Captive But Dangerous?
Vermont's emergence as the main base in the United States for captive insurance entities has been touted as one of the state's great economic-development achievements of the past 30 years. But a report in Tuesday's New York Times raises questions about the wisdom and sustainability of that achievement.
A total of 919 captive insurance operations are now headquartered in Vermont — far more than in any other state. In fact, this mostly Burlington-domiciled sector is the third-largest in the world; only the offshore financial havens of Bermuda and the Cayman Islands have attracted more companies of this kind. Captives, which are subsidiaries formed to provide insurance to their parent companies, account for an estimated 1400 jobs in Vermont, mainly in banks, law offices and accounting firms. And the nearly $24 million in taxes collected from captives' transactions represents about two percent of state revenues.
Many of corporate America's best-known names have established captives in Vermont, starting with B.F. Goodrich in 1981. In addition to pumping hundreds of millions of dollars through Burlington's financial services sector and generating hundreds of high-paying jobs that the recession did not kill off, the captive industry produces no pollution.
This pretty picture has been smudged, however, by the page-one story in the Times' May 9 edition.
Reporting on moves by many states to get a piece of the captive action, the Times cites "concern that a shadow insurance industry is emerging, with less regulation and more potential debt than policyholders know, raising the possibility that some companies will find themselves without enough money to pay future claims." Critics of the Vermont-led rush to capitalize on captives are charging, the Times adds, that "this is much like the shadow banking system that contributed to the financial crisis."
Confidentiality is one of the hallmarks of the captive industry, the Times notes. Through its pioneering law that has attracted so many captives, Vermont is said to enable them to withhold the sort of detailed financial information that other types of insurance entities are required to divulge to policyholders.
The Times offers a few examples of "complex private insurance transactions" that raise questions about the degree of risk being encouraged by Vermont and the 30 other states that have become homes to captives.

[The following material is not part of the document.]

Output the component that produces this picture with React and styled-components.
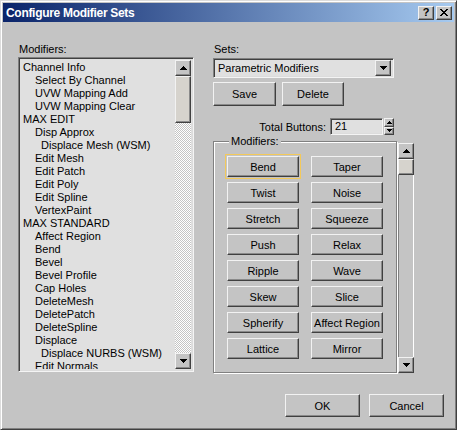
import styled, { createGlobalStyle, css } from "styled-components";

// classic dialog face colour
const FACE = "#c4c4c4";

const GlobalStyle = createGlobalStyle`
  * { box-sizing: border-box; }
  html, body { margin: 0; padding: 0; background: ${FACE}; }
  body {
    font-family: "Liberation Sans", Arial, sans-serif;
    font-size: 11px;
    color: #000;
  }
`;

const raised = css`
  border: 1px solid;
  border-color: #f2f2f2 #404040 #404040 #f2f2f2;
  box-shadow: inset -1px -1px 0 #8a8a8a;
  background: ${FACE};
`;

const sunken = css`
  border: 1px solid;
  border-color: #808080 #f4f4f4 #f4f4f4 #808080;
  box-shadow: inset 1px 1px 0 #404040, inset -1px -1px 0 #dcdcdc;
`;

const Window = styled.div`
  width: 457px;
  height: 430px;
  display: flex;
  flex-direction: column;
  background: ${FACE};
  border: 1px solid;
  border-color: #dcdcdc #404040 #404040 #dcdcdc;
  box-shadow: inset 1px 1px 0 #fff, inset -1px -1px 0 #808080;
  padding: 2px;
`;

const TitleBar = styled.div`
  height: 19px;
  display: flex;
  align-items: center;
  justify-content: space-between;
  padding: 0 2px 0 3px;
  background: linear-gradient(to right, #0a246a, #a6caf0);
`;

const Title = styled.span`
  color: #fff;
  font-weight: bold;
  font-size: 12px;
  letter-spacing: -0.3px;
`;

const TitleButtons = styled.div`
  display: flex;
  gap: 2px;
`;

const CaptionButton = styled.div`
  ${raised};
  width: 16px;
  height: 14px;
  display: flex;
  align-items: center;
  justify-content: center;
  font-weight: bold;
  font-size: 11px;
  line-height: 1;
`;

const Body = styled.div`
  flex: 1;
  display: flex;
  flex-direction: column;
  padding: 21px 10px 0 15px;
`;

const Columns = styled.div`
  display: flex;
  gap: 19px;
`;

const Column = styled.div`
  width: ${(p) => p.$w}px;
  display: flex;
  flex-direction: column;
`;

const Label = styled.div`
  height: 14px;
  line-height: 13px;
  padding-left: 1px;
`;

const ListBox = styled.div`
  ${sunken};
  height: 315px;
  display: flex;
  background: #e0e0e0;
  padding: 2px;
`;

const Items = styled.div`
  flex: 1;
  overflow: hidden;
  padding-top: 1px;
`;

const Item = styled.div`
  height: 13px;
  line-height: 13px;
  white-space: nowrap;
  padding-left: ${(p) => 2 + p.$level * 12 + (p.$level > 1 ? -6 : 0)}px;
`;

const ScrollBar = styled.div`
  width: 16px;
  display: flex;
  flex-direction: column;
  margin-top: ${(p) => p.$top || 0}px;
`;

const ScrollButton = styled.div`
  ${raised};
  width: 16px;
  height: ${(p) => p.$h || 16}px;
  display: flex;
  align-items: center;
  justify-content: center;
  flex: none;
`;

const Thumb = styled(ScrollButton)`
  background: #d6d3cd;
`;

const Track = styled.div`
  flex: 1;
  ${(p) =>
    p.$dither
      ? css`
          background: repeating-conic-gradient(#fff 0 25%, ${FACE} 0 50%) 0 0 / 2px 2px;
        `
      : css`
          background: ${FACE};
          border-left: 1px solid #808080;
          border-right: 1px solid #fff;
        `}
`;

const Combo = styled.div`
  ${sunken};
  height: 20px;
  width: 181px;
  margin-top: 1px;
  display: flex;
  align-items: center;
  justify-content: space-between;
  background: #e0e0e0;
  padding: 2px 2px 2px 4px;
`;

const Row = styled.div`
  display: flex;
  align-items: center;
  gap: ${(p) => p.$gap || 0}px;
  margin-top: ${(p) => p.$mt || 0}px;
  justify-content: ${(p) => p.$justify || "flex-start"};
  width: ${(p) => (p.$w ? `${p.$w}px` : "auto")};
`;

const Button = styled.div`
  ${raised};
  width: ${(p) => p.$w}px;
  height: ${(p) => p.$h}px;
  display: flex;
  align-items: center;
  justify-content: center;
  white-space: nowrap;
  ${(p) =>
    p.$focused &&
    css`
      outline: 1px solid #f3c95a;
      outline-offset: 1px;
    `}
`;

const SpinInput = styled.div`
  ${sunken};
  width: 53px;
  height: 17px;
  background: #e0e0e0;
  line-height: 14px;
  padding-left: 4px;
`;

const Spinner = styled.div`
  width: 10px;
  height: 17px;
  display: flex;
  flex-direction: column;
`;

const SpinHalf = styled.div`
  ${raised};
  flex: 1;
  display: flex;
  align-items: center;
  justify-content: center;
`;

const GroupRow = styled.div`
  display: flex;
  gap: 1px;
  margin-top: 0;
  height: 238px;
`;

const GroupBox = styled.fieldset`
  width: 184px;
  margin: 0;
  padding: 8px 12px 0 13px;
  border: 1px solid #808080;
  box-shadow: 1px 1px 0 #fff, inset 1px 1px 0 #fff;
`;

const Legend = styled.legend`
  margin-left: 2px;
  padding: 0 2px;
  line-height: 13px;
  background: ${FACE};
`;

const ButtonGrid = styled.div`
  display: grid;
  grid-template-columns: 72px 72px;
  grid-auto-rows: 21px;
  column-gap: 12px;
  row-gap: 5px;
`;

const Footer = styled.div`
  display: flex;
  justify-content: flex-end;
  gap: 9px;
  margin-top: 21px;
`;

const Arrow = ({ down, small }) => {
  const up = small
    ? "M2 0h1v1h-1z M1 1h3v1h-3z M0 2h5v1h-5z"
    : "M3 0h1v1h-1z M2 1h3v1h-3z M1 2h5v1h-5z M0 3h7v1h-7z";
  const dn = small
    ? "M0 0h5v1h-5z M1 1h3v1h-3z M2 2h1v1h-1z"
    : "M0 0h7v1h-7z M1 1h5v1h-5z M2 2h3v1h-3z M3 3h1v1h-1z";
  const w = small ? 5 : 7;
  const h = small ? 3 : 4;
  return (
    <svg width={w} height={h} viewBox={`0 0 ${w} ${h}`} shapeRendering="crispEdges">
      <path d={down ? dn : up} fill="#000" />
    </svg>
  );
};

const CloseGlyph = () => (
  <svg width="8" height="7" viewBox="0 0 8 7" shapeRendering="crispEdges">
    <path
      d="M0 0h2v1h-2z M6 0h2v1h-2z M1 1h2v1h-2z M5 1h2v1h-2z M2 2h4v1h-4z M3 3h2v1h-2z M2 4h4v1h-4z M1 5h2v1h-2z M5 5h2v1h-2z M0 6h2v1h-2z M6 6h2v1h-2z"
      fill="#000"
    />
  </svg>
);

const listItems = [
  ["Channel Info", 0],
  ["Select By Channel", 1],
  ["UVW Mapping Add", 1],
  ["UVW Mapping Clear", 1],
  ["MAX EDIT", 0],
  ["Disp Approx", 1],
  ["Displace Mesh (WSM)", 2],
  ["Edit Mesh", 1],
  ["Edit Patch", 1],
  ["Edit Poly", 1],
  ["Edit Spline", 1],
  ["VertexPaint", 1],
  ["MAX STANDARD", 0],
  ["Affect Region", 1],
  ["Bend", 1],
  ["Bevel", 1],
  ["Bevel Profile", 1],
  ["Cap Holes", 1],
  ["DeleteMesh", 1],
  ["DeletePatch", 1],
  ["DeleteSpline", 1],
  ["Displace", 1],
  ["Displace NURBS (WSM)", 2],
  ["Edit Normals", 1],
];

const modifierButtons = [
  "Bend", "Taper", "Twist", "Noise", "Stretch", "Squeeze", "Push", "Relax",
  "Ripple", "Wave", "Skew", "Slice", "Spherify", "Affect Region", "Lattice", "Mirror",
];

const App = () => {
  return (
    <>
      <GlobalStyle />
      <Window>
        <TitleBar>
          <Title>Configure Modifier Sets</Title>
          <TitleButtons>
            <CaptionButton>?</CaptionButton>
            <CaptionButton>
              <CloseGlyph />
            </CaptionButton>
          </TitleButtons>
        </TitleBar>
        <Body>
          <Columns>
            <Column $w={176}>
              <Label>Modifiers:</Label>
              <ListBox>
                <Items>
                  {listItems.map(([name, level]) => (
                    <Item key={name} $level={level}>
                      {name}
                    </Item>
                  ))}
                </Items>
                <ScrollBar>
                  <ScrollButton>
                    <Arrow />
                  </ScrollButton>
                  <Thumb $h={47} />
                  <Track $dither />
                  <ScrollButton>
                    <Arrow down />
                  </ScrollButton>
                </ScrollBar>
              </ListBox>
            </Column>
            <Column $w={201}>
              <Label>Sets:</Label>
              <Combo>
                <span>Parametric Modifiers</span>
                <ScrollButton>
                  <Arrow down />
                </ScrollButton>
              </Combo>
              <Row $gap={6} $mt={4}>
                <Button $w={63} $h={24}>Save</Button>
                <Button $w={62} $h={24}>Delete</Button>
              </Row>
              <Row $gap={3} $mt={12} $w={181} $justify="flex-end">
                <span>Total Buttons:</span>
                <Row $gap={1} style={{ marginLeft: 1 }}>
                  <SpinInput>21</SpinInput>
                  <Spinner>
                    <SpinHalf>
                      <Arrow small />
                    </SpinHalf>
                    <SpinHalf>
                      <Arrow small down />
                    </SpinHalf>
                  </Spinner>
                </Row>
              </Row>
              <GroupRow>
                <GroupBox>
                  <Legend>Modifiers:</Legend>
                  <ButtonGrid>
                    {modifierButtons.map((name, i) => (
                      <Button key={name} $w={72} $h={21} $focused={i === 0}>
                        {name}
                      </Button>
                    ))}
                  </ButtonGrid>
                </GroupBox>
                <ScrollBar $top={8}>
                  <ScrollButton>
                    <Arrow />
                  </ScrollButton>
                  <Thumb />
                  <Track />
                  <ScrollButton>
                    <Arrow down />
                  </ScrollButton>
                </ScrollBar>
              </GroupRow>
            </Column>
          </Columns>
          <Footer>
            <Button $w={75} $h={23}>OK</Button>
            <Button $w={75} $h={23}>Cancel</Button>
          </Footer>
        </Body>
      </Window>
    </>
  );
};

export default App;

In an interview with Seven Days, the state official in charge of overseeing the captive sector argued that the Times exaggerated the supposed dangers, misconstrued standards of secrecy and failed to recognize the rigor of Vermont's regulatory process. The captives "pose no additional risk to policyholders," said David Provost, deputy commission of the Banking, Insurance, Securities and Health Care Administration (BISHCA).
Provost noted that Vermont has rejected some applications to host captives. If a proposal "isn't wrapped up the way everyone wants it done, then it's turned down," he said. Setting up a captive in Vermont is "not a slam dunk," Provost declares.
Dan Towle, BISHCA's director of financial services, adds that Vermont presents an image of probity that initiators of captives appreciate. "They want to be regulated by us," Towle says. "When someone forms a captive, they're putting their own capital at risk, so they want close regulation."
Vermont's law governing captives, enacted 30 years ago, has served as "pretty much the gold standard" for the states that subsquently sought to tap into the industry, Towle says. The Vermont model is emulated in part because it's so "stringent," he suggests.
In essence, however, Vermont and its imitators have been offering "a refuge from other states' insurance rules," the Times story points out. And a few states, such as California, remain reluctant to follow Vermont's lead. The Times quotes the Golden State's insurance commissioner, Dave Jones, as voicing worries about "systems that usher in less robust financial security and oversight."